25. April 2017

Der die Puppen tanzen lässt - an Fäden gezogen!

Mit der gestrigen 183. Veranstaltung ist in der jetzt 16-jährigen Geschichte der von Bernd Dassel 2001 gestarteten Gesprächsreihe eine neue Ära angebrochen. Mit Jasmin Off, der Leiterin der Digitalredaktion der Schwäbischen Zeitung, die ihrem Namen zum Trotz sehr "on" ist und war, talkte erstmals eine Moderatorin. Sehr versiert wirkend, legte sie ein bravouröses Debüt hin, wofür sie von den rund 60 Besuchern im mäßig besetzten Bocksaal verdienten Beifall erhielt. Ihr Gast war Klaus Marschall, ein Theaterintendant mit vielen Fäden in der Hand: den Fäden von über 5000 Puppen der altehrwürdig berühmten Augsburger Puppenkiste, die es seit 1948 gibt. Marschall leitet das viel- und holzköpfige Ensemble seit 1992 in dritter Generation.

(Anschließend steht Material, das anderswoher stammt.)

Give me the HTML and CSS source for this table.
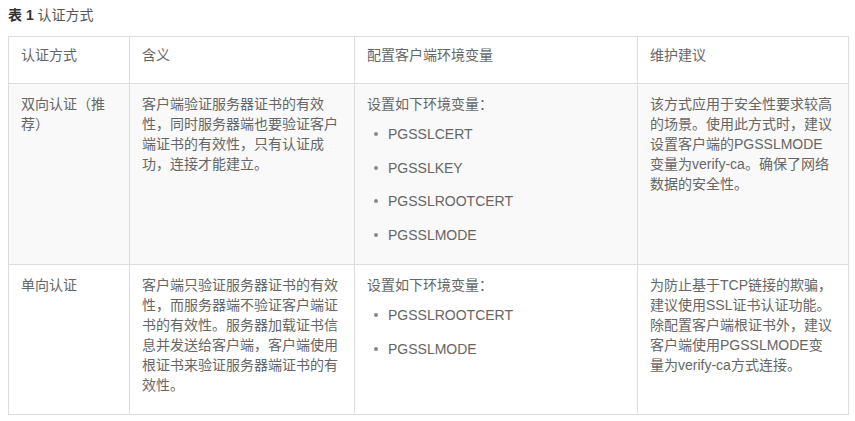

Trotz so illustrer Konkurrenten wie das Urmel aus dem Eis, Wutz, Jim Knopf oder Lukas, der Lokomotivführer, steht für ihn außer Frage: "Meine Lieblingspuppe ist der Kasperl, unser Augschburger Kasperl!" Der spielt selbst bei den Bundesliga-Heimspielen des FCA in der WWK-Arena eine ganz wichtige Rolle. Weil er das zu erwartende Ergebnis voraussagt. Beim letzten Heimspiel gegen Köln lag er mit seinem Tip wieder einmal (fast) ganz genau richtig. Denn Augsburg siegte 2:1.

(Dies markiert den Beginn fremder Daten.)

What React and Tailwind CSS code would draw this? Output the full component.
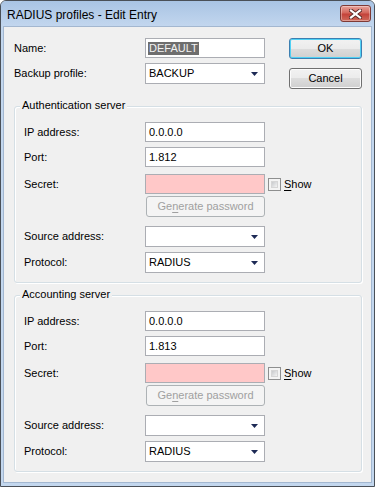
import React from "react";

const Arrow = () => (
  <svg width="7" height="4" viewBox="0 0 7 4" className="block">
    <path d="M0 0H7L3.5 4Z" fill="#1d2a55" />
  </svg>
);

function TextBox({ value, pink, selected }) {
  return (
    <div
      className={`w-[120px] h-[20px] border border-[#abadb3] flex items-center pl-[3px] ${
        pink ? "bg-[#ffc8c8]" : "bg-white"
      }`}
    >
      {selected ? (
        <span className="bg-[#6e6e6e] text-[#f2f2f2] leading-[13px] -ml-[1px] px-[1px]">{value}</span>
      ) : (
        <span className="leading-[13px]">{value}</span>
      )}
    </div>
  );
}

function Combo({ value }) {
  return (
    <div className="w-[120px] h-[21px] border border-[#abadb3] bg-white flex items-center justify-between pl-[3px] pr-[6px]">
      <span className="leading-[13px]">{value}</span>
      <Arrow />
    </div>
  );
}

function Row({ label, children, className = "", labelW = "w-[121px]" }) {
  return (
    <div className={`flex items-center ${className}`}>
      <div className={`${labelW} shrink-0 leading-[13px]`}>{label}</div>
      {children}
    </div>
  );
}

function Checkbox() {
  return (
    <div className="w-[13px] h-[13px] border border-[#8e8f8f] bg-[#f4f4f4] p-[2px]">
      <div className="w-full h-full bg-[linear-gradient(135deg,#c8cacd,#f3f3f3)] border border-[#d6d6d6]" />
    </div>
  );
}

function Group({ title, ip, port, className = "" }) {
  return (
    <div
      className={`relative border border-[#d5dfe5] rounded-[3px] shadow-[inset_1px_1px_0_#ffffff,1px_1px_0_#ffffff] pt-[15px] pb-[9px] pl-[9px] ${className}`}
    >
      <span className="absolute left-[5px] -top-[8px] px-[2px] bg-[#f0f0f0] leading-[13px]">{title}</span>
      <Row label="IP address:">
        <TextBox value={ip} />
      </Row>
      <Row label="Port:" className="mt-[5px]">
        <TextBox value={port} />
      </Row>
      <Row label="Secret:" className="mt-[7px]">
        <TextBox value="" pink />
        <div className="ml-[3px]">
          <Checkbox />
        </div>
        <span className="ml-[3px] leading-[13px]">
          <span className="underline underline-offset-[2px]">S</span>how
        </span>
      </Row>
      <Row label="" className="mt-[2px]">
        <div className="ml-[1px] w-[119px] h-[21px] border border-[#adb2b5] rounded-[3px] bg-[#f4f4f4] flex items-center justify-center text-[#a0a0a0] leading-[13px]">
          <span>
            Ge<span className="underline underline-offset-[2px]">n</span>erate password
          </span>
        </div>
      </Row>
      <Row label="Source address:" className="mt-[9px]">
        <Combo value="" />
      </Row>
      <Row label="Protocol:" className="mt-[5px]">
        <Combo value="RADIUS" />
      </Row>
    </div>
  );
}

function Button({ children, primary }) {
  return (
    <div
      className={`w-[73px] h-[21px] rounded-[3px] border flex items-center justify-center leading-[13px] bg-[linear-gradient(#f2f2f2,#ebebeb_50%,#dddddd_50%,#cfcfcf)] ${
        primary
          ? "border-[#3c7fb1] shadow-[inset_0_0_0_1px_#4fd1f5]"
          : "border-[#707070] shadow-[inset_0_0_0_1px_#fcfcfc]"
      }`}
    >
      {children}
    </div>
  );
}

export default function App() {
  return (
    <div className="w-[375px] h-[487px] font-['Liberation_Sans',Arial,sans-serif] text-[11px] text-black">
      <div className="w-full h-full border border-[#4a5058] rounded-t-[6px] bg-[#c3d7ee] flex flex-col overflow-hidden">
        <div className="h-[25px] shrink-0 flex items-start justify-between bg-[linear-gradient(#a9c4e4,#c2d6ee)] pr-[3px]">
          <div className="pl-[6px] pt-[7px] text-[12px] leading-[15px]">RADIUS profiles - Edit Entry</div>
          <div className="mt-[4px] w-[31px] h-[17px] rounded-[3px] border border-[#7e3a36] bg-[linear-gradient(#e7a39b,#d4675c_45%,#c4433a_55%,#cf6a5b)] flex items-center justify-center shadow-[inset_0_0_0_1px_rgba(255,255,255,0.35)]">
            <svg width="13" height="10" viewBox="0 0 13 10">
              <path d="M2 1.5L11 8.5M11 1.5L2 8.5" stroke="#5b2a27" strokeWidth="4" strokeLinecap="square" />
              <path d="M2 1.5L11 8.5M11 1.5L2 8.5" stroke="#ffffff" strokeWidth="2.2" strokeLinecap="square" />
            </svg>
          </div>
        </div>
        <div className="flex-1 mx-[2px] mb-[3px] border border-[#a3b7d0] bg-[#f0f0f0] pt-[11px] pl-[10px] pr-[9px]">
          <div className="flex items-start">
            <div className="flex flex-col">
              <Row label="Name:" labelW="w-[131px]">
                <TextBox value="DEFAULT" selected />
              </Row>
              <Row label="Backup profile:" labelW="w-[131px]" className="mt-[5px]">
                <Combo value="BACKUP" />
              </Row>
            </div>
            <div className="ml-auto flex flex-col gap-[9px]">
              <Button primary>OK</Button>
              <Button>Cancel</Button>
            </div>
          </div>
          <Group title="Authentication server" ip="0.0.0.0" port="1.812" className="mt-[17px]" />
          <Group title="Accounting server" ip="0.0.0.0" port="1.813" className="mt-[12px]" />
        </div>
      </div>
    </div>
  );
}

Dabei gibt Kasperl immer einen delikat humorigen Schwank zum Besten. Gegen Köln hatte es ihm deren gekrümmt gehörntes Maskottchen, der legendäre Geissbock Hennes angetan. Tag und Nacht, erzählte Kasperl, habe er den Rasenteppich mit "Hochleistungsvollwertdünger" intensiv getränkt. Mit stark wucherndem Erfolg. Hennes tat sich stundenlang mit inniger Hingabe so hingebungsvoll genüsslich gütig, dass er bis zum Anpfiff "aus dem letzten Loch zu pfeifen" drohte. Ab und an einen sauwohlig rülpsigen Grunzton ausstoßend. Und so brauchte er sein Verdauungsschläfchen. Das wünschte der Kasperl auch den Kölner Kickern. - Und wenn sa wieda aufwacha, dann hat unser FCA g'wonna: 3:2!

Seit 2009 gebe er die Zusammenarbeit zwischen dem Fußballclub und der Puppenkiste. Zu Spielbeginn bekommt in den Heimspielen der Mannschaftskapitän des Gegners aus der Hand von FCA-Spielführer Daniel Baier statt eines Wimpels eine Puppe aus der Kiste überreicht. Und immer wenn die Augsburger das Runde im gegnerischen Eckigen unterbringen, was in letzter Zeit leider nur allzu selten der Fall war, ertönt aus allen Stadion-Lautsprechern das Titellied von Jim Knopf, das Lummerland-Lied.

Was dem redseligen Gast ganz wichtig war, mit allem Nachdruck zu betonen, war die große Wichtigkeit analoger Unterhaltung in unserer digitalisierten Welt. "Was wir machen ist nichts anderes als die Phantasie anregen". Ein Stück Holz werde zum Leben erweckt, was Möglichkeiten schaffe, das überhaupt erleben zu können. "Wir halten das für die richtige Unterhaltung mit ruhigen, langsamen Bildern". Das stimuliere die kindliche Phantasie, entwickle deren Kreativität. Was hingegen Fernsehen und Kino den kleinen Zuschauern hinknallen, sind viel zu schnelle und viel zu schrille, bis ins Detail fertige grellbunte Bilder. Solche Reizüberflutung können Kinder gar nicht verarbeiten. "Fragen Sie doch mal ein Kind, was es gesehen hat und ob es das Gesehene nacherzählen kann!"

Die 300 Euro der Saalspende gehen an das Kinderhospiz in Bad Grönenbach, mit dem die Puppenkiste seit Jahren beste Beziehungen pflegt.

Den nächsten TiB gibt es schon in zwei Wochen. Am 8. Mai erwartet mit Karl-Anton Maucher erneut ein Debütant im Bocksaal das Stuttgarter Kultfräulein Wommy Wonder. "Sahneteilchen XXL" lautet der Titel.